Pursuant to Section 220 of the Delaware General Corporation Law (the “DGCL”), the Requesting Stockholder hereby demands, during the Company’s usual hours for business, to inspect, and to make copies and extracts from, the Company’s stock ledger, a list of its stockholders and its other books and records, including the following information:
(a) A complete record or list of the holders of record of the outstanding shares of the Company’s capital stock (“Stock”), certified by the Company or its transfer agent and registrar, showing in respect of each such holder (A) the name, last known business, residence or mailing address, and telephone number of each such holder; (B) the number of shares of Stock held by each such holder; and (C) the account numbers of each such holder.
(b) A complete record or list of the participants to whom shares of Stock are attributable under any employee stock ownership, stock purchase, stock option, retirement, restricted stock, incentive, profit sharing, dividend reinvestment or any similar plan of the Company in which voting of shares under the plan is controlled, directly or indirectly, individually or collectively, by such plan’s participants, showing in respect of each such participant (i) the name, last known business, residence or mailing address, and telephone number of each such holder; (ii) the number of shares of Stock attributable to each such participant in any such plan; and (iii) the name, business address and telephone number of the trustee or administrator of any such plan, and a detailed explanation of the voting treatment not only of shares of Stock for which the trustee or administrator receives instructions from participants, but also shares of Stock for which either they do not receive instructions or shares of Stock which are outstanding in any such plan but are unallocated to any participant.
(c) A complete record or list of the holders of Stock and respondent banks who have elected to receive electronic copies of proxy materials with respect to meetings of stockholders of the Company pursuant to Rule 14a-16(j)(2) of the Exchange Act.
(d) All transfer journals and daily transfer sheets showing changes in the names, addresses and number of shares of holders of Stock which are in or come into the possession or control of the Company or any of its transfer agents, registrars or proxy solicitors, or which can reasonably be obtained from brokers, dealers, banks, clearing agencies, voting trustees or their respective nominees.

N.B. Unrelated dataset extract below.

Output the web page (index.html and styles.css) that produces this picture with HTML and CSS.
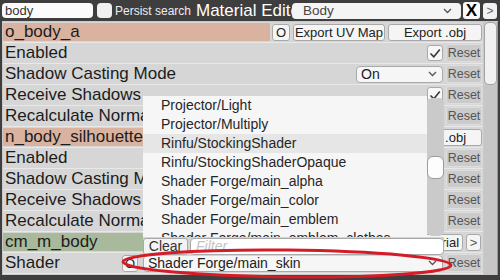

(e) All information in or which comes into possession or control of the Company or any of its transfer agents, registrars or proxy solicitors, or which can reasonably be obtained from The Depository Trust Company (DTC), brokers, dealers, banks, clearing agencies, voting trustees or their respective nominee, concerning the names, addresses and number of shares of Stock held by the participating brokers and banks named in the individual nominee names of Cede & Co., specifically with respect to Cede & Co., the DTC Daily Participant Lists (to be provided electronically daily), or other similar depositories or nominees, including respondent bank lists.
(f) All information in or that comes into the Company’s possession or control, or that can reasonably be obtained from brokers, dealers, banks, clearing agencies, voting trustees or their respective nominee (including Broadridge Financial Services, Mediant Communications and The Bank of New York), relating to the names of the beneficial owners of Stock pursuant to Rule 14b-1(c) or Rule 14b-2(c) under the Securities Exchange Act of 1934, as amended, including a Non Objecting Beneficial Owners or “NOBO” list.
(g) All stop lists or stop transfer lists relating to any shares of Stock.
(h) All voting detail from the Company’s 2014 annual meeting of stockholders, including (i) detailed listing of register holders’ votes and (ii) copies of all votes of beneficial holders, including, but not limited to, all votes issued by Broadridge Financial Services, Mediant Communications, ProxyTrust and all other votes issued by any bank, broker, nominee or trust company, including any legal proxies.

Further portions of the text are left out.